§ Description of the task
Leaving out every picture, copy the lines of the data exactly, from the first through the line containing "<stock-page></stock-page>".

* Begin Dataset extract *

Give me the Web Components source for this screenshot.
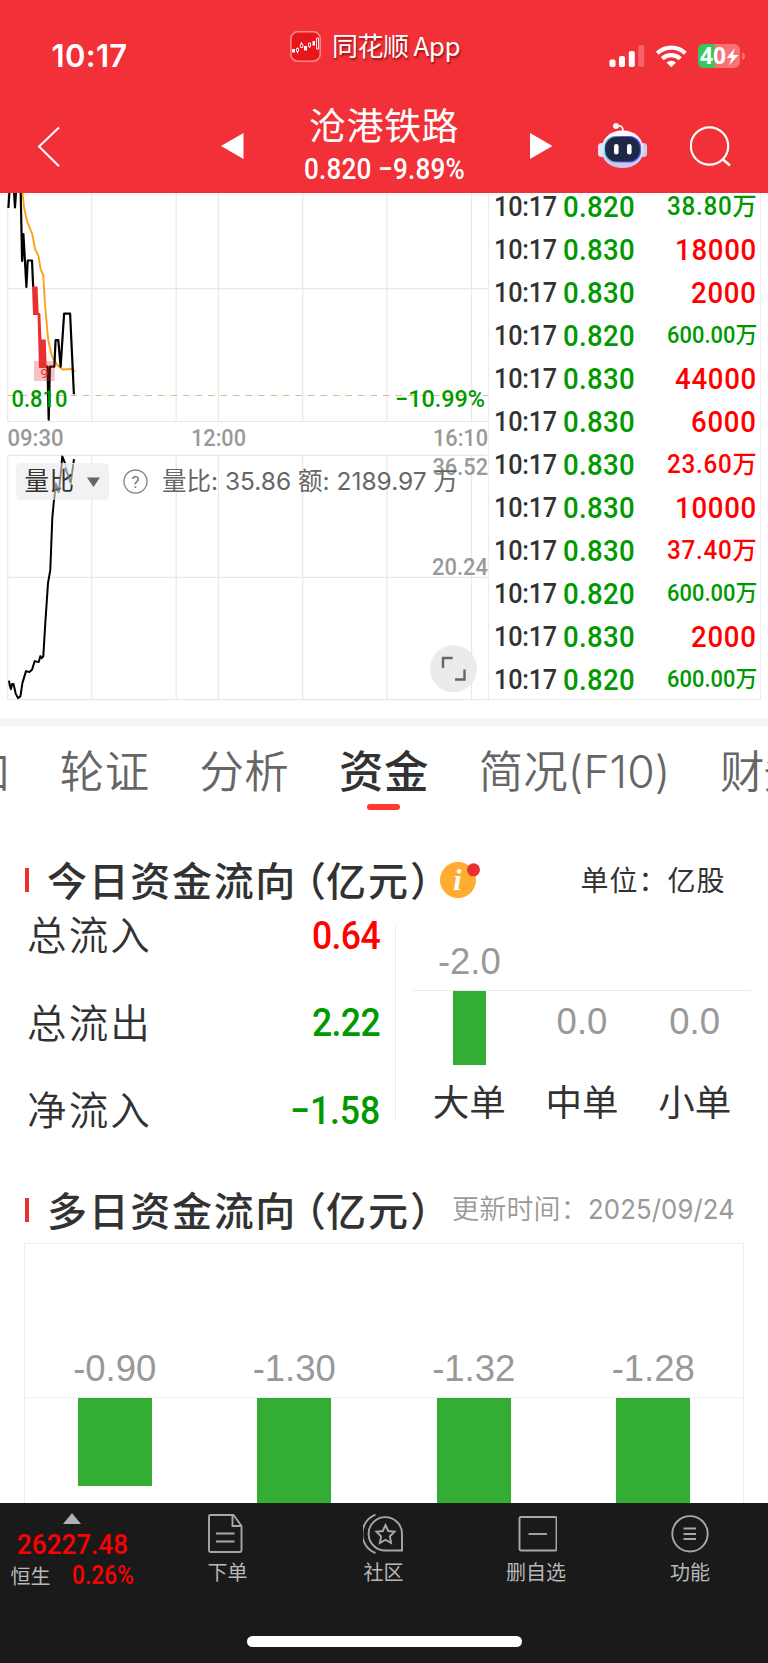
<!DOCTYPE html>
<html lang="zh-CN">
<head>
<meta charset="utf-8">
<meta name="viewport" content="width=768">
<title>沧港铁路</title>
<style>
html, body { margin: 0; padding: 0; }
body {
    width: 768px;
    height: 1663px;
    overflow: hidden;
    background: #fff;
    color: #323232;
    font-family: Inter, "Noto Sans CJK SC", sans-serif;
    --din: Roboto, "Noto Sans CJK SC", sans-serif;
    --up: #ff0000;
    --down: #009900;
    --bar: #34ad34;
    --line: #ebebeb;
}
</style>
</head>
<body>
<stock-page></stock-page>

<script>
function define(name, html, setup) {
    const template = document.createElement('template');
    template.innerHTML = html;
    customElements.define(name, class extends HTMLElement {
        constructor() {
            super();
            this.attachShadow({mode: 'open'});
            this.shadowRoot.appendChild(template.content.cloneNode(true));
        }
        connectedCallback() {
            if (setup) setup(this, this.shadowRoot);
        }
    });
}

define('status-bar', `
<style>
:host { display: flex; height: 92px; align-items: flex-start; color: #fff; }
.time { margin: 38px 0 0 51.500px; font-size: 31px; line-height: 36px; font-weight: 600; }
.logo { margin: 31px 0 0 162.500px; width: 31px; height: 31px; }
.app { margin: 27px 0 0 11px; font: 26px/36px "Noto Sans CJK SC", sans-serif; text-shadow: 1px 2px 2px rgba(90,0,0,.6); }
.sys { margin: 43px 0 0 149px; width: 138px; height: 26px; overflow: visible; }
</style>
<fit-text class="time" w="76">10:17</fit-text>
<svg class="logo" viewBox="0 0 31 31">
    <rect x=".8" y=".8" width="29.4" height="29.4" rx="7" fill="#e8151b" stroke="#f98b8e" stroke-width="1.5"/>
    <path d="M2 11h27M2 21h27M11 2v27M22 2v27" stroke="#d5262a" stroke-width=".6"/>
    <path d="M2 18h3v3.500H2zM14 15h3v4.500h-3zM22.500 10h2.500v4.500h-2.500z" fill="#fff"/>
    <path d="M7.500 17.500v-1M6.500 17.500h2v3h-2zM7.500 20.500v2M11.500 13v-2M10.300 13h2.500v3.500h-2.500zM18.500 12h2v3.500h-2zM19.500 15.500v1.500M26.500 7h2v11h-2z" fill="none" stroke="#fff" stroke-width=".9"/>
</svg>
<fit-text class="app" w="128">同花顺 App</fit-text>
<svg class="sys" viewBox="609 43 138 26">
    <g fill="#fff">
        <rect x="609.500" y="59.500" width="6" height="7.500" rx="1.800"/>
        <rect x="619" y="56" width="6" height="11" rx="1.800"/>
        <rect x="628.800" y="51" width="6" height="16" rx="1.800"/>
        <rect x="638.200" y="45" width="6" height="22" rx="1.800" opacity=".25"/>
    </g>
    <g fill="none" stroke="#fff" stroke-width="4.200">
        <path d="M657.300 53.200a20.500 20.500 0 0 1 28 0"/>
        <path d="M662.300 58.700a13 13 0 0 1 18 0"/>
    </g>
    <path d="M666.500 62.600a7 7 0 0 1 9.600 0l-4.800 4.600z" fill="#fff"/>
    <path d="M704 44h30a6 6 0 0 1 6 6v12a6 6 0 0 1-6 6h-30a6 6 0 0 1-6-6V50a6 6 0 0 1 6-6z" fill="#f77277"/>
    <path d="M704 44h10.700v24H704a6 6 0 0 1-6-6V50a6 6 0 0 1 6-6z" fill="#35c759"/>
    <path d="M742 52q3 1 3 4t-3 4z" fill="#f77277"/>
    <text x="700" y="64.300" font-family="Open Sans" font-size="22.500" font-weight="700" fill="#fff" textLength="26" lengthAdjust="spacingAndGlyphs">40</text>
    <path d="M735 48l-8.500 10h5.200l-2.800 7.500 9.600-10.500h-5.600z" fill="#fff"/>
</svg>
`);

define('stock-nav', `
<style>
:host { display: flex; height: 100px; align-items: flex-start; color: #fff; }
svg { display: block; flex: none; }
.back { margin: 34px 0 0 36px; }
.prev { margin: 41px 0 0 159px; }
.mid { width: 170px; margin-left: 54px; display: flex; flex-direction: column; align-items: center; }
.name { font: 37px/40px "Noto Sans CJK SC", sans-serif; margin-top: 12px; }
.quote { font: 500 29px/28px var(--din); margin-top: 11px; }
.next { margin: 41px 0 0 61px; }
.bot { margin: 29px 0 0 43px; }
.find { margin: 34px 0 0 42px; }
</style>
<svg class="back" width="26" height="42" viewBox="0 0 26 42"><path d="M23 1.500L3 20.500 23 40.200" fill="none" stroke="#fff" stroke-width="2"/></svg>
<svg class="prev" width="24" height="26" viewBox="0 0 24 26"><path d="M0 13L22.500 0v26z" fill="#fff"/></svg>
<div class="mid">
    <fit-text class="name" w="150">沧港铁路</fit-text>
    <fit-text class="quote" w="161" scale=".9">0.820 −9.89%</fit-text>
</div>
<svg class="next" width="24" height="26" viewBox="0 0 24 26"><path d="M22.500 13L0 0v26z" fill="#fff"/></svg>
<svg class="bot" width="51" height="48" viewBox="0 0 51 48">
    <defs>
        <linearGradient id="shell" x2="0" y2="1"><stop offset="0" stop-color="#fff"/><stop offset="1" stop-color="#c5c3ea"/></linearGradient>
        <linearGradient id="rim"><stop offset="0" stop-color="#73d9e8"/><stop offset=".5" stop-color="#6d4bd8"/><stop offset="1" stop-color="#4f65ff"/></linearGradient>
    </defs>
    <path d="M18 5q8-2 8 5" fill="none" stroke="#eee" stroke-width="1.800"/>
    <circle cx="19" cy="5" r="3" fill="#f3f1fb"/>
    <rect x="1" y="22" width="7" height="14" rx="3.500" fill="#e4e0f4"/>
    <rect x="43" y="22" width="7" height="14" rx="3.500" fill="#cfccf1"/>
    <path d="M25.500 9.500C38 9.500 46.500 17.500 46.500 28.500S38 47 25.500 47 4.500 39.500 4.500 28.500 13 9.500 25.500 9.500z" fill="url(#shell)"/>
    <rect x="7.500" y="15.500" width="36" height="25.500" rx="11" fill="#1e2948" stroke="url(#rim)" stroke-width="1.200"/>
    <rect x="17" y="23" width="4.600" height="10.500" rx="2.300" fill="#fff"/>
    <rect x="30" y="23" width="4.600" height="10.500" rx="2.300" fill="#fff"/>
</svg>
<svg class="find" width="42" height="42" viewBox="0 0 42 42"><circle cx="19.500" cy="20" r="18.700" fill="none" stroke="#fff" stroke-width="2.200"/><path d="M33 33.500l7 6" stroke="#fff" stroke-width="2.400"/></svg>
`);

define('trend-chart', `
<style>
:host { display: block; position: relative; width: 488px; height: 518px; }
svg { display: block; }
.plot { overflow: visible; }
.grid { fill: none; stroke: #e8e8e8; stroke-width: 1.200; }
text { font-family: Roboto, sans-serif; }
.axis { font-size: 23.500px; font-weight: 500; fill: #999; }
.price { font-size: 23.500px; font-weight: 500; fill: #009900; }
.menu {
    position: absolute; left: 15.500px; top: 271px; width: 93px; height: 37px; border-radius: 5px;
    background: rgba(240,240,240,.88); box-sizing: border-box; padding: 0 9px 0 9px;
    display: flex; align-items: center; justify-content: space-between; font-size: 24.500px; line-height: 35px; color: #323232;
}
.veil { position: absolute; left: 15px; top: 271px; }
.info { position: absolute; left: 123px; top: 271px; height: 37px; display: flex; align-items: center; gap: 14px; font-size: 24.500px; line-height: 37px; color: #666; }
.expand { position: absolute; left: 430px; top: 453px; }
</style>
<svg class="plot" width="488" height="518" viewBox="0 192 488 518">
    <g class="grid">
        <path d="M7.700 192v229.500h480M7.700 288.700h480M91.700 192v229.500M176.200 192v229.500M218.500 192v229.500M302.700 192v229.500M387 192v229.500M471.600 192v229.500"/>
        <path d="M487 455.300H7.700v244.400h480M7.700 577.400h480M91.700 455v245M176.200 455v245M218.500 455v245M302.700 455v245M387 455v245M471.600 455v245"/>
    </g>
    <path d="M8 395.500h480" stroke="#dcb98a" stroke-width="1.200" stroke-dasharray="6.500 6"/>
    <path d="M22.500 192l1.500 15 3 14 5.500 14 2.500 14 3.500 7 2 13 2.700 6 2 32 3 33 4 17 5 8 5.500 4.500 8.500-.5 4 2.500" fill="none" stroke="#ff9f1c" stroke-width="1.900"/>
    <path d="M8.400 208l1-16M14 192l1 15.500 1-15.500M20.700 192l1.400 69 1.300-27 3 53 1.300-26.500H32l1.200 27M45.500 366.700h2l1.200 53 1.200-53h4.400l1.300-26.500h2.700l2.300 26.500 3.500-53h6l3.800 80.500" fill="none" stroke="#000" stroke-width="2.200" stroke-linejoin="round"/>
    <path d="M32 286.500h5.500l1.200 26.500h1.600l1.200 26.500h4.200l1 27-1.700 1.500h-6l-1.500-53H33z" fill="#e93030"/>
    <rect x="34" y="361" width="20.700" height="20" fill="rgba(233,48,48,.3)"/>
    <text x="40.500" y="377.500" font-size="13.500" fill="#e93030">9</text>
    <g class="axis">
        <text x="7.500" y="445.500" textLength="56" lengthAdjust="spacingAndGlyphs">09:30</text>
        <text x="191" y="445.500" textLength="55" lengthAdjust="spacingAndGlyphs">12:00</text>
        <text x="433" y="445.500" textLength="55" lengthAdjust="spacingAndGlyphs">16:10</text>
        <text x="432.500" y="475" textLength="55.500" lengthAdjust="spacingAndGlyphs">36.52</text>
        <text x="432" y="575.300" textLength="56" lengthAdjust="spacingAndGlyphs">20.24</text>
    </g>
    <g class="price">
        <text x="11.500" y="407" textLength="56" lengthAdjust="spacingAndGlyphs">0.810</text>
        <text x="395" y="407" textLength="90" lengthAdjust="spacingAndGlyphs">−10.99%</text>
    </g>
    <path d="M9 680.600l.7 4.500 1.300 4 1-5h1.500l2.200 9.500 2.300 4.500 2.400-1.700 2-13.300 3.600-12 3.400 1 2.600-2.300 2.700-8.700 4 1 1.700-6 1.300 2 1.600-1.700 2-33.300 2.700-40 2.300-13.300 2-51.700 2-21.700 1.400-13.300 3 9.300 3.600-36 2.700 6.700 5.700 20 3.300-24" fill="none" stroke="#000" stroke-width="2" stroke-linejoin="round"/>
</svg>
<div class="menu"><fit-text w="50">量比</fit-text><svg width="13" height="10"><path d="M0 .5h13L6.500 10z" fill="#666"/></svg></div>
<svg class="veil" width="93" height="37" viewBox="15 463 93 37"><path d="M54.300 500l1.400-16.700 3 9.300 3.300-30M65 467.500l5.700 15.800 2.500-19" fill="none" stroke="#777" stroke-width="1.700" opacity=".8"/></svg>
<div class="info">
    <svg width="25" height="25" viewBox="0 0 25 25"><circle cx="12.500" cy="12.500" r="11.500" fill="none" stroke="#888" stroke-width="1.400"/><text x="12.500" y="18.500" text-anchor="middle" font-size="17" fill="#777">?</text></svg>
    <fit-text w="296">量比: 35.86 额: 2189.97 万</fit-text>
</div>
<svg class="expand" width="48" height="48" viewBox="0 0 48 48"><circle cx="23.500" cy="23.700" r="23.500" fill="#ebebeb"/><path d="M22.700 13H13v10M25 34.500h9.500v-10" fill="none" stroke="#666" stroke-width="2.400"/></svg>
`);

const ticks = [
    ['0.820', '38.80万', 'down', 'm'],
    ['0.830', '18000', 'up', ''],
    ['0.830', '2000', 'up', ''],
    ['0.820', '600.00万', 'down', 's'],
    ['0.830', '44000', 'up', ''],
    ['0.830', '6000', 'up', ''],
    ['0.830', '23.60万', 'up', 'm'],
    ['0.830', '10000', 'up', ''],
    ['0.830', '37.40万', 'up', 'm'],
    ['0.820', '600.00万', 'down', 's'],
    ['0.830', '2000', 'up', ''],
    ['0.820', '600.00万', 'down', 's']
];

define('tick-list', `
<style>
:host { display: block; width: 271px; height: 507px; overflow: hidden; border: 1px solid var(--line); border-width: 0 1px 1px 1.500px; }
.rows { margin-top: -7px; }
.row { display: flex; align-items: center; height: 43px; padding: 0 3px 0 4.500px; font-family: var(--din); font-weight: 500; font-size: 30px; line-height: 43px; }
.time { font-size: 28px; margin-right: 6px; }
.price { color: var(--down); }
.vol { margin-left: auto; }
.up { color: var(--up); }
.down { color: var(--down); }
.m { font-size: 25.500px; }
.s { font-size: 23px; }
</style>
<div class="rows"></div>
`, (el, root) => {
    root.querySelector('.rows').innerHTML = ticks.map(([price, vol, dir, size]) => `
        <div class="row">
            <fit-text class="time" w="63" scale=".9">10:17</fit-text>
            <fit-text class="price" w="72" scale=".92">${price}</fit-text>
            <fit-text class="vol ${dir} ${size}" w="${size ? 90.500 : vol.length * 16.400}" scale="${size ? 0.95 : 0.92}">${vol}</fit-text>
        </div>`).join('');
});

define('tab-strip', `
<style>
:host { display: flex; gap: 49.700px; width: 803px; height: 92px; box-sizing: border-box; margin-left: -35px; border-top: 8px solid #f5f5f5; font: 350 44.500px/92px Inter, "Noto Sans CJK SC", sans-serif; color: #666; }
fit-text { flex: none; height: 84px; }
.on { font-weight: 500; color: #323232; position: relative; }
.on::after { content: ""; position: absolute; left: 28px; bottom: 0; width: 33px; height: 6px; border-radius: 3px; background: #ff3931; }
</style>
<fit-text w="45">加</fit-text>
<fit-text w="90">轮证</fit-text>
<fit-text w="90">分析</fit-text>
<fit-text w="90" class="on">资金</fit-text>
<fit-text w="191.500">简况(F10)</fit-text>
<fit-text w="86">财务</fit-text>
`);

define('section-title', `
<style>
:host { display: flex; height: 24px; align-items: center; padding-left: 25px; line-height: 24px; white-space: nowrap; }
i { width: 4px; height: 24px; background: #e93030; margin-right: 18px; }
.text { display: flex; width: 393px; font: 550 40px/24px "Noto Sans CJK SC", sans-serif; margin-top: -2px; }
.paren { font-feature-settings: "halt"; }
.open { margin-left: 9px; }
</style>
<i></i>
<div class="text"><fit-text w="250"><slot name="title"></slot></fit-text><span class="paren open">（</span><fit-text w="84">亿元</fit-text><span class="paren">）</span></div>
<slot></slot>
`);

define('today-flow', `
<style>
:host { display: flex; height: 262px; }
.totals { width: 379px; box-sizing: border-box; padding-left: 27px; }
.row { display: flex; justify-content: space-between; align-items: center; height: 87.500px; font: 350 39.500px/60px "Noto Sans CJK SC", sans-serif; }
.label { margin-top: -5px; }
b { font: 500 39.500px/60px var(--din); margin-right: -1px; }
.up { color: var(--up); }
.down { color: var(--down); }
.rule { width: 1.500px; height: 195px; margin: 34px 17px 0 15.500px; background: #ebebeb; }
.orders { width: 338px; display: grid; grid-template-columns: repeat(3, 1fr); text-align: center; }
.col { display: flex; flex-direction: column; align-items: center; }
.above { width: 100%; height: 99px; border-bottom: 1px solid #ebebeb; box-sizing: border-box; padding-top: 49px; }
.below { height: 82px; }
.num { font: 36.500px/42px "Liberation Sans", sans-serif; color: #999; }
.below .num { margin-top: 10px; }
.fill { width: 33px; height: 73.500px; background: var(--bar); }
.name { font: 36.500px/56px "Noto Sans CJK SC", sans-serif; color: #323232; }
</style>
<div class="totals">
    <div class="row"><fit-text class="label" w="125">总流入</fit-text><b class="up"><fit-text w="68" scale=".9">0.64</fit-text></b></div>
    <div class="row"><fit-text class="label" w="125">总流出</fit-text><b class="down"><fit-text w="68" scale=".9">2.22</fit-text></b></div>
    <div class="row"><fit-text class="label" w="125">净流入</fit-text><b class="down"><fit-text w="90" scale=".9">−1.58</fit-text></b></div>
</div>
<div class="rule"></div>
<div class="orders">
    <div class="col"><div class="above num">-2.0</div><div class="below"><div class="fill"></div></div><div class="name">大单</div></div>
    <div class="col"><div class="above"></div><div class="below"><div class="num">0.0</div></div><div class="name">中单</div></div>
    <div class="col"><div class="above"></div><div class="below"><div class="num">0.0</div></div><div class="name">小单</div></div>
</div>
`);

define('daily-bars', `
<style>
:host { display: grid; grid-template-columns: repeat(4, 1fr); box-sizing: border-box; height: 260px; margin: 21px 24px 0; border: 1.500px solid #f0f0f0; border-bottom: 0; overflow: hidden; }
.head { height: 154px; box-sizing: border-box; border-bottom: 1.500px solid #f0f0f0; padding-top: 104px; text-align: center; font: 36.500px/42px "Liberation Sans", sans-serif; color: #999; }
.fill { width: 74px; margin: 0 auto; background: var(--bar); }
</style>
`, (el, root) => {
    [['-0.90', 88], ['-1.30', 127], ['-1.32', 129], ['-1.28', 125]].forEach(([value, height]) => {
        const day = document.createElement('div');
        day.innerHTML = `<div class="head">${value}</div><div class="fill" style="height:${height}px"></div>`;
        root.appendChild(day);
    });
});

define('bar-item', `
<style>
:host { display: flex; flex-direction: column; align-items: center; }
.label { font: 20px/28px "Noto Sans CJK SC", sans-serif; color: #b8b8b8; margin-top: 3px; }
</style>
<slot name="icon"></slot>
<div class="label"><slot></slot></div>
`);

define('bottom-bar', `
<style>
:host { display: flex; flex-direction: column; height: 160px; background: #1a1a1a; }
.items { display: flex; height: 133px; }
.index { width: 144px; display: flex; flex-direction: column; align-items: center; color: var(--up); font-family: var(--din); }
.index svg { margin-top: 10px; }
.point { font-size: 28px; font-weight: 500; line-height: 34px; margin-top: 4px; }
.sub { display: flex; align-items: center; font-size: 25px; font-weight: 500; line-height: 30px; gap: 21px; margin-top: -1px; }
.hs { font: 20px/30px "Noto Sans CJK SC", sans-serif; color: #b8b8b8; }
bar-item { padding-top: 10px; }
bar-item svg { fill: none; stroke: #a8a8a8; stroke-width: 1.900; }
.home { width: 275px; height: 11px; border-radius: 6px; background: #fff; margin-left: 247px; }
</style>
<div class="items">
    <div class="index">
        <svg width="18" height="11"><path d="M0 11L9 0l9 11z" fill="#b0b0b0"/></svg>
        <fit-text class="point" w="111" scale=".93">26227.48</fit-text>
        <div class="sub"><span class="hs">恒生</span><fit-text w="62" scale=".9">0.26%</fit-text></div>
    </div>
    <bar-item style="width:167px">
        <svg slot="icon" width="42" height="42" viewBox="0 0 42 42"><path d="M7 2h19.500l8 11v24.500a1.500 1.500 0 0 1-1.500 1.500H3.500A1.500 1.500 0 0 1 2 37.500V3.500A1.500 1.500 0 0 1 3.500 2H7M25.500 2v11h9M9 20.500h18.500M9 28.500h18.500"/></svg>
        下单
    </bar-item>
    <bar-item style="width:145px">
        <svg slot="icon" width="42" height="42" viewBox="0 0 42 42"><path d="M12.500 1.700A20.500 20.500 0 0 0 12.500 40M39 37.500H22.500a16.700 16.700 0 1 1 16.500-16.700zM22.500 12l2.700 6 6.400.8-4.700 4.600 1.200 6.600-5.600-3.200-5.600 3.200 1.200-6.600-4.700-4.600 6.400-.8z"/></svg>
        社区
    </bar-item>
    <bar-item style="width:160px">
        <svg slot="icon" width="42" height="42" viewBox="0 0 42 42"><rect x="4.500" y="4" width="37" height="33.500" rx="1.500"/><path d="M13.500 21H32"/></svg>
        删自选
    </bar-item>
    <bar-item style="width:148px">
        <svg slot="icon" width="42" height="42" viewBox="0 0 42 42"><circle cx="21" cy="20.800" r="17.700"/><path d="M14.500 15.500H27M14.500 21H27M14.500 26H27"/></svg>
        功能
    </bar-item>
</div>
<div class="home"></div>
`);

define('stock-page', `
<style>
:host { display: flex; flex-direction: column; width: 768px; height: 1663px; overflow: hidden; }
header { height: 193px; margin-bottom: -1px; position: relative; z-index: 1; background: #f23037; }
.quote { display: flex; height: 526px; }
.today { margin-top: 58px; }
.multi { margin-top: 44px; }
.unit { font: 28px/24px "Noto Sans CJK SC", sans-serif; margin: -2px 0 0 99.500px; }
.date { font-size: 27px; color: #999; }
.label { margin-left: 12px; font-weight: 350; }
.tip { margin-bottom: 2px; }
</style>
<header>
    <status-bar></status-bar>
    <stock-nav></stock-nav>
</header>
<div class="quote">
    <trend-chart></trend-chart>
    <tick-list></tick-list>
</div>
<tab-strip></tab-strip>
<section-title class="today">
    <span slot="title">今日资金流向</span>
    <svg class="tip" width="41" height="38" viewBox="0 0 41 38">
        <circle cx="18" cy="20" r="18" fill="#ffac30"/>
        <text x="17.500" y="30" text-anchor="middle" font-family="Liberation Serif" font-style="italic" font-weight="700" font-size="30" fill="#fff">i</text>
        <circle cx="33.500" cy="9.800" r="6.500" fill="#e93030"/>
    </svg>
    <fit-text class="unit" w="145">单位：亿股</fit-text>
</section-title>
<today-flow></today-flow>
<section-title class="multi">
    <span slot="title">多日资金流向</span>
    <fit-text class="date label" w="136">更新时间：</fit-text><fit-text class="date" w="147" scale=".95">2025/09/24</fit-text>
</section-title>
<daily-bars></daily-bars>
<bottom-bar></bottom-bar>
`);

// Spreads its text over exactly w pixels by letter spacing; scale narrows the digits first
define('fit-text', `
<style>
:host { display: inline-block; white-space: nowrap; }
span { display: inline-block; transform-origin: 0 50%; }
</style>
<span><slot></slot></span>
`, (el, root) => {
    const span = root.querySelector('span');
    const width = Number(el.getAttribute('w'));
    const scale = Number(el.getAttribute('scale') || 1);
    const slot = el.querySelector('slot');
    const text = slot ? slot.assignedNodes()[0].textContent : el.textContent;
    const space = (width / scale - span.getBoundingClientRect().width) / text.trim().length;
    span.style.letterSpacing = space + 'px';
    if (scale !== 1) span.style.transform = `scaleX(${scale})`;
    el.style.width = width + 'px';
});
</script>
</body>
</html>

* End Dataset extract *

§ Answer to this exercise
Give me the Web Components source for this screenshot.
<!DOCTYPE html>
<html lang="zh-CN">
<head>
<meta charset="utf-8">
<meta name="viewport" content="width=768">
<title>沧港铁路</title>
<style>
html, body { margin: 0; padding: 0; }
body {
    width: 768px;
    height: 1663px;
    overflow: hidden;
    background: #fff;
    color: #323232;
    font-family: Inter, "Noto Sans CJK SC", sans-serif;
    --din: Roboto, "Noto Sans CJK SC", sans-serif;
    --up: #ff0000;
    --down: #009900;
    --bar: #34ad34;
    --line: #ebebeb;
}
</style>
</head>
<body>
<stock-page></stock-page>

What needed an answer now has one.